I wholeheartedly remain committed to this view, which is why I wrote yesterday’s piece and invoked (but did not duplicate verbatim) my earlier writing on the same topic.   

I have continued to lament that Democrats did not manage to enact the kind of statute I proposed when they were the majority in the House. They wasted far too much time pursuing their one-sided HR1/S1, rather than exercising the responsibility of how to work with reasonable Senate Republicans about how best to protect the Republic from the threat of Trump’s potential reelection. But there’s no point crying over spilled milk, as the cliché goes, and so the question is what if anything can be doing about it now. 

It seems that there are only two possible options—although I’d love to hear more if I’m missing something.

One is to rely on the possibility that Jack Smith will indict Trump specifically under 18 U.S. Code § 2383, and that indictment at least will judicially adjudicate the eligibility question one way or the other. 

The other avenue is to try to figure out a way to enact the kind of statute I’ve proposed, including by sweetening the deal for congressional Republicans by preempting criminal prosecution of Trump in exchange for obligatory civil litigation that would definitively settle Trump’s status one way or the other under section 3 of the Fourteenth Amendment. 

If Democrats in Congress don’t want to put all their eggs in Jack Smith’s basket, then they better get busy figuring out a way to convince enough Republicans to enact the necessary civil litigation statute.

But bottom line: if no such statute is adopted and there’s no indictment of Trump under 18 U.S. Code § 2383, then (to put it as clearly as I can), in my view it would be inappropriate for Democrats to attempt to use the joint session of Congress on January 6, 2025, to disqualify Trump from the presidency after he has won the Electoral College. Yes, technically, they could claim authority for an objection to Trump’s electoral votes on this ground using the “not regularly given” clause of the Electoral Count Reform Act: 3 U.S.C. § 15(d)(2)(B)(ii)(II). But, in my judgment, it would be entirely irresponsible for Democrats to pursue that course of action under the circumstances. As I indicated in my piece yesterday, I think it would provoke the risk of political violence far greater and more dangerous to the nation’s stability than what occurred on January 6, 2021. 
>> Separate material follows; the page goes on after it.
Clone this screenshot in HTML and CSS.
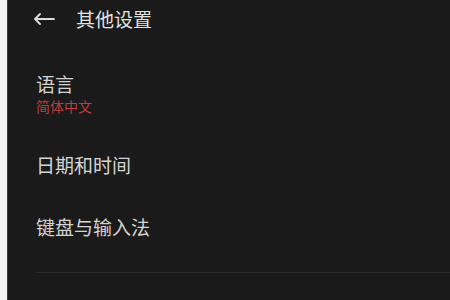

Moreover, it would provoke a genuine constitutional—as well as political—crisis. There are significant constitutional questions about the relationship of the Twelfth and Twentieth Amendments if a joint session of Congress ever were to declare the winner of an Electoral College majority constitutionally disqualified to take the presidential oath of office on January 20. I think the better construction of the two amendments in coordination would be for the joint session of Congress to count the electoral votes for the ineligible candidate and declare that candidate “elected” under the Twelfth Amendment but then also declare that elected candidate as having “failed to qualify,” causing “the Vice President elect” to “act as President” pursuant to Twentieth Amendment. This construction would avoid the presidential election devolving to the House of Representatives under the contingent election procedure of the Twelfth Amendment, last used for the 1824 election, when no candidate receives a majority of electoral votes. If hypothetically Trump were disqualified by the joint session of Congress having won a majority of electoral votes, and the view was that those voided electoral votes caused no candidate to have an Electoral College majority, then the only candidate(s) entitled to be considered by the House of Representatives under the contingent election procedure would be other candidates who received at least some electoral votes, and that most likely would be only Trump’s Democratic opponent (presumably Biden). The joint session should not be able to change the partisan outcome of the presidential election by disqualifying the winner of the Electoral College majority, and thus the better construction is to have the disqualified winner’s running mate, the Vice President elect, assuming the powers of the presidency under the Twentieth Amendment. But the fact that this construction is not immediately straightforward from reading the bare text of the Twelfth and Twentieth Amendment makes the issue even more fraught with danger and potential partisan abuse. 

The upshot is that the country should never come close to being in that treacherous peril. Thus, if Democrats in Congress want any opportunity to block Trump using section 3 of the Fourteenth Amendment, they need to figure out a way to make that happen before Trump is on the ballot as the Republican nominee in the November 2024 election. Otherwise, I will continue to invoke the wedding analogy: “Speak now or forever hold your peace.”